A Weighty Issue

July 21, 2012 at 12:28 am (Elevation, fantasy, Fervor, Links, writing) (, , , , , , , , , , )

After reading the response an aspiring comic book artist was given during a critique of her artwork, I honestly took offense to some of what the critic had to say (you can find the response at this link: http://kxhara.deviantart.com/journal/Contest-A-Fat-Female-Superhero-315317673 ).

Truth is, our society has a warped idea of what is acceptable in the way of female body image. It’s unrealistic and most often unhealthy. Genre fiction, sadly, has tended to support these unrealistic ideals in the past. “It’s necessary for the fantasy,” you’ll hear. “It’s what they fans want,” you’ll also hear. “Heroes are supposed to be more than human – they’re supposed to be perfect,” is a common quote.

That might be your perspective, but it definitely isn’t mine, and I know for a fact I’m not the only one who feels that way. There is a sizable market of people looking for diversity in genre heroes and those who insist on supporting the supermodel/playboy bunny stereotype for heroines are definitely losing out on that market.

I understand that there is a visual element to comic books, but not every man finds a beach-ball bosomed, wasp-waisted woman attractive, and many women find those unnatural forms and silly comic book poses somewhat repulsive. I think there should be more effort to counter these market standards and demand something truer to life. I have found that with written genre fiction, the more mature fiction and not the trendy paranormal romance that holds to societal ideals, there has been an increase in character realism and presentation of varying body images. Not, however, without a fight.

At Hal-Con 2011, I had a discussion with Kelley Armstrong where she described how she had to stand her ground to keep one of her lead male characters described the way he was, rather than converting him to the industry expected teenage-heart throb. He turned out to be one of her most beloved characters with her readers, but only because she trusted her gut instead of towing the industry line. Realism is endearing. It is actually difficult to properly connect with a character who doesn’t have flaws, because the rest of us have them. Imperfection allows for empathy, or sympathy – depending on the circumstances.

Kelley’s not alone in fighting to present realistic characters. According to my husband, the book “The Moon Maze Game” by Larry Niven and Steven Barnes (2011) features some very strong female characters, at least
one of which is a “heavy” woman. And I have certainly read other well-written genre books with similar protagonists or supporting characters.

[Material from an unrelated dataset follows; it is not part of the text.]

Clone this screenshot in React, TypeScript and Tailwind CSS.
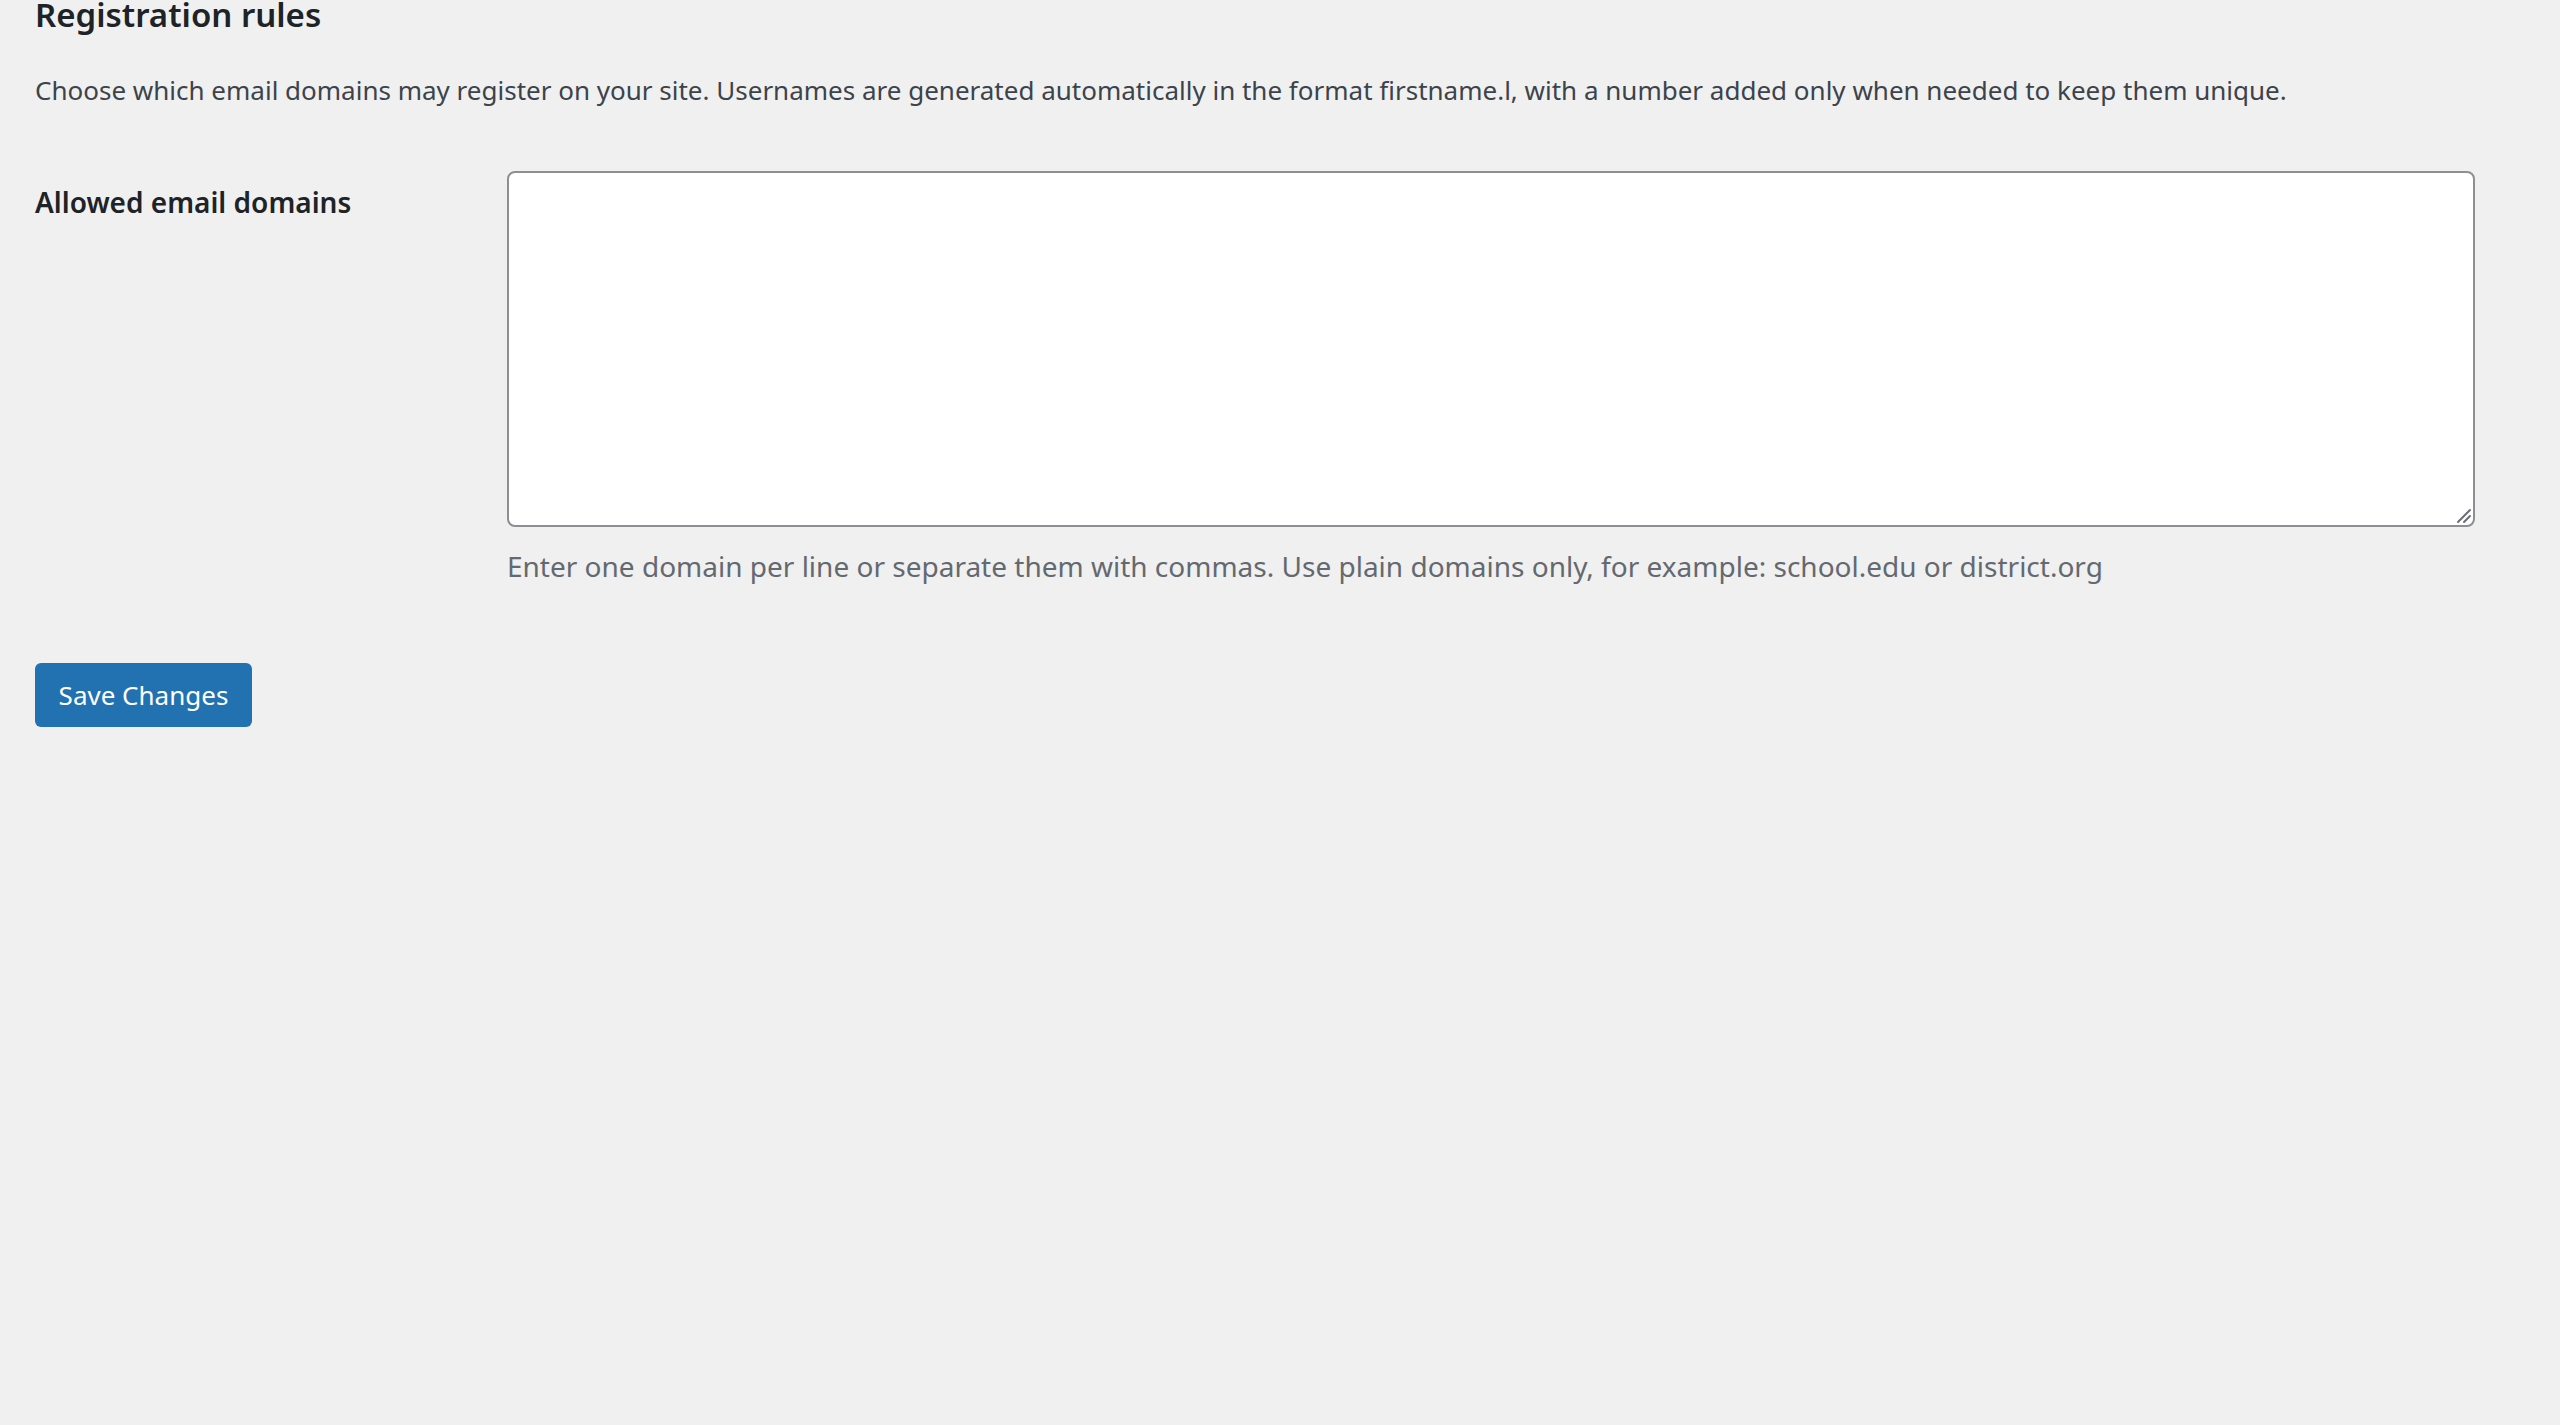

So changes are happening, at least on the written front, and I’m hoping to be part of that change. I have multiple characters who are described as overweight, several in my Masters & Renegades series, including Reeree, Burrell and at one point, Dee, and Mallory, a Fixer in my Fervor series, who makes her first appearance in Elevation.

In my yet to be published works, there is Kerza, my heroic witch from Sleep Escapes Us: “While Alina would not have necessarily described the girl as plain, she certainly wouldn’t have declared her beautiful either. She was fleshy in an unpleasant way, not voluptuous or zaftig. Her skin was so pale it almost glowed in the shadowy tunnels, her shaggy dark hair was a tangled mess that hung over her face, and she moved as lifelessly as one of the undead on the surface.” Far from the societal ideal, and while she cleans up a little as the story goes, she remains overweight for the duration of the tale.

There’s also my female protagonist in Intangible: “Silvana had tried. She had searched diligently for a job that would cover all of her expenses, but she was an unschooled teenager who looked strange, her auburn hair streaked with oranges and greens, her nose and brow pierced, overweight and wearing clothing that certainly didn’t match the latest trends.”

And don’t assume that because they are fat and not the “standard beauty” that these ladies exist simply as comic relief – “fat foils.” They are prominent active characters who are heroic and self-sacrificing. They also have romantic liaisons with men who are sincere, appreciative and respectful.

My point is, it is up to future writers and artists to demand such changes, by pushing boundaries and voicing our objections to ridiculous unrealistic standards. Wake up world. It’s time that genre fiction, comic books and graphic novels included, got real.